A taxi rank in Johannesburg a day after Santaco president Philip Taaibosch introduced prevention measures for the industry. Picture: VELI NHLAPO
A taxi rank in Johannesburg a day after Santaco president Philip Taaibosch introduced prevention measures for the industry. Picture: VELI NHLAPO

The SA National Taxi Council (Santaco), SA’s largest taxi organisation, has launched a R3.5bn fund to cushion the blow of the Covid-19 pandemic on the industry, which transports 16.5-million passengers a day.

Thabiso Molelekwa, Santaco’s national spokesperson, told Business Day on Monday that it has appointed auditing company SkX and two law firms, Ncube and De Klerk Mandelstam, to manage the SA Taxi Industry Coronavirus Relief Fund.

“We want the relief fund to have a well-structured legal standing to ensure that each rand raised is for the benefit of all beneficiaries [such as] taxi drivers, queue marshals, rank managers, and taxi owners.”

The taxi organisation has requested business communities, the government and car manufacturers, among others, to come on board and make contributions to the fund.

It aims to help 100,000 queue marshals; 150,000 taxi drivers; and the taxi associations’ support staff who work in their offices, “whose livelihoods have been seriously threatened by this virus”.

“The fund is a just a form of relief to help them put bread on the table so that their families can eat,” said Molelekwa. “The fund is not meant to help the industry pay off its obligations.”

Molelekwa stressed that the industry has been badly affected by the 21-day lockdown announced by President Cyril Ramaphosa last month, aimed at limiting Covid-19 in SA. There are more than 1,700 confirmed Covid-19 cases, of which about 95 have recovered, and 13 deaths so far in SA.

On Wednesday last week, transport minister Fikile Mbalula relaxed Covid-19 regulations in the public-transport sector during the lockdown, allowing minibus taxis to carry full passenger loads if passengers wear masks.

However, he backtracked on Thursday morning, saying transport vehicles must reduce the number of maximum passengers to 70% of the licensed capacity. Mbalula also announced changes to operating times, with minibus taxis now permitted to operate from 5am until 10am (previously 9am), and from 4pm to 9pm (previously 8pm). 

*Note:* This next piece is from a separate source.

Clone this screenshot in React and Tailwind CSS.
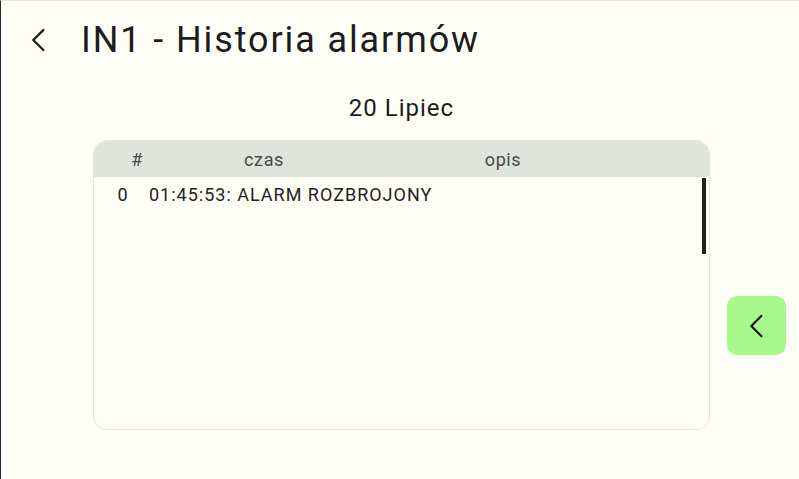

Molelekwa said some minibus taxi businesses will collapse in the next six to 10 months because “making a recovery from the huge losses incurred during the lockdown period will be an impossible task to achieve”.

Santaco president Philip Taaibosch said: “In our quest to maintain social-distancing and save lives, we recognise that our members are losing income and their livelihood is severely compromised. We have taken this proactive step to establish a fund that will cushion the blow to our members.”

Taaibosch called on all stakeholders to the taxi industry such as food retailers, taxi dealerships, tyres and parts manufacturers, banks, and other industry players to “come together with the taxi industry and contribute to the fund”.

“This is crucial in ensuring essential service [workers] are taken to work … to keep the economy of the country going.”